The exercise.
Go through the material and write it all out exactly, minus the pictures.

>>>>

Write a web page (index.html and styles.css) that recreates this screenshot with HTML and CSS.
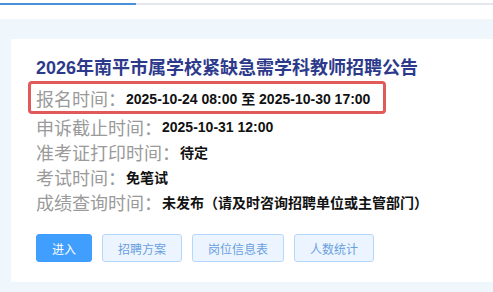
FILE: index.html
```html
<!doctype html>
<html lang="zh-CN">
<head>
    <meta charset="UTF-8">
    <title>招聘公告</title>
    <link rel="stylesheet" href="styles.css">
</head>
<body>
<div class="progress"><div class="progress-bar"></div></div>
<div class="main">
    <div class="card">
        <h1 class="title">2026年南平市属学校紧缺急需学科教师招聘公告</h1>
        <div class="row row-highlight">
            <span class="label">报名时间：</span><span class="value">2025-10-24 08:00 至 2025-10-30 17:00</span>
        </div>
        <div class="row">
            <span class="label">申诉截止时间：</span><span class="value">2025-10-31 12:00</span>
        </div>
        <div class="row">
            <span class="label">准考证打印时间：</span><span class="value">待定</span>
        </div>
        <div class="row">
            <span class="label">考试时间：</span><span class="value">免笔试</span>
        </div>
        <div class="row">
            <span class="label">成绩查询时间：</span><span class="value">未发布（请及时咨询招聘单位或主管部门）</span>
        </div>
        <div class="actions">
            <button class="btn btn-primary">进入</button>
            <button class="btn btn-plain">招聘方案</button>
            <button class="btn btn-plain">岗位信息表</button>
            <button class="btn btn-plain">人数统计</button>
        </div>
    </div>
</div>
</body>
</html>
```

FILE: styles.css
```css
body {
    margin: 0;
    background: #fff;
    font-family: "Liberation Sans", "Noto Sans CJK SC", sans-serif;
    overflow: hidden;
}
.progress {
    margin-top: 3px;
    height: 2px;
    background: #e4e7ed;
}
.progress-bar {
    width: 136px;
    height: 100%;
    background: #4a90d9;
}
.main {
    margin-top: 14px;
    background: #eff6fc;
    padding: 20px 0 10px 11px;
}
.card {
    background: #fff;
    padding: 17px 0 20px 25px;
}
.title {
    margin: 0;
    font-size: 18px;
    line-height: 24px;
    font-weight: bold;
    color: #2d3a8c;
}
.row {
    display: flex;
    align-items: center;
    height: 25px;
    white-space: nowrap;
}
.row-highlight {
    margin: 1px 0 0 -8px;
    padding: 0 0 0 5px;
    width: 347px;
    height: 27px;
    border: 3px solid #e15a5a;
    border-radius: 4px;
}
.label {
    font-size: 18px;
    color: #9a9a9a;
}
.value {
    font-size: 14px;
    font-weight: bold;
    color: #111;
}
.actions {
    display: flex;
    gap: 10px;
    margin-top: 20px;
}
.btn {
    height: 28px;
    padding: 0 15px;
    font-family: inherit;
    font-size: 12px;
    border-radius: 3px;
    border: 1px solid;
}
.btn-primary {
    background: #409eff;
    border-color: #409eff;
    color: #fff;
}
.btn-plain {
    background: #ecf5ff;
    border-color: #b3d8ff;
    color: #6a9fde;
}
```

<<<<

In response.
Write a web page (index.html and styles.css) that recreates this screenshot with HTML and CSS.
FILE: index.html
```html
<!doctype html>
<html lang="zh-CN">
<head>
    <meta charset="UTF-8">
    <title>招聘公告</title>
    <link rel="stylesheet" href="styles.css">
</head>
<body>
<div class="progress"><div class="progress-bar"></div></div>
<div class="main">
    <div class="card">
        <h1 class="title">2026年南平市属学校紧缺急需学科教师招聘公告</h1>
        <div class="row row-highlight">
            <span class="label">报名时间：</span><span class="value">2025-10-24 08:00 至 2025-10-30 17:00</span>
        </div>
        <div class="row">
            <span class="label">申诉截止时间：</span><span class="value">2025-10-31 12:00</span>
        </div>
        <div class="row">
            <span class="label">准考证打印时间：</span><span class="value">待定</span>
        </div>
        <div class="row">
            <span class="label">考试时间：</span><span class="value">免笔试</span>
        </div>
        <div class="row">
            <span class="label">成绩查询时间：</span><span class="value">未发布（请及时咨询招聘单位或主管部门）</span>
        </div>
        <div class="actions">
            <button class="btn btn-primary">进入</button>
            <button class="btn btn-plain">招聘方案</button>
            <button class="btn btn-plain">岗位信息表</button>
            <button class="btn btn-plain">人数统计</button>
        </div>
    </div>
</div>
</body>
</html>
```

FILE: styles.css
```css
body {
    margin: 0;
    background: #fff;
    font-family: "Liberation Sans", "Noto Sans CJK SC", sans-serif;
    overflow: hidden;
}
.progress {
    margin-top: 3px;
    height: 2px;
    background: #e4e7ed;
}
.progress-bar {
    width: 136px;
    height: 100%;
    background: #4a90d9;
}
.main {
    margin-top: 14px;
    background: #eff6fc;
    padding: 20px 0 10px 11px;
}
.card {
    background: #fff;
    padding: 17px 0 20px 25px;
}
.title {
    margin: 0;
    font-size: 18px;
    line-height: 24px;
    font-weight: bold;
    color: #2d3a8c;
}
.row {
    display: flex;
    align-items: center;
    height: 25px;
    white-space: nowrap;
}
.row-highlight {
    margin: 1px 0 0 -8px;
    padding: 0 0 0 5px;
    width: 347px;
    height: 27px;
    border: 3px solid #e15a5a;
    border-radius: 4px;
}
.label {
    font-size: 18px;
    color: #9a9a9a;
}
.value {
    font-size: 14px;
    font-weight: bold;
    color: #111;
}
.actions {
    display: flex;
    gap: 10px;
    margin-top: 20px;
}
.btn {
    height: 28px;
    padding: 0 15px;
    font-family: inherit;
    font-size: 12px;
    border-radius: 3px;
    border: 1px solid;
}
.btn-primary {
    background: #409eff;
    border-color: #409eff;
    color: #fff;
}
.btn-plain {
    background: #ecf5ff;
    border-color: #b3d8ff;
    color: #6a9fde;
}
```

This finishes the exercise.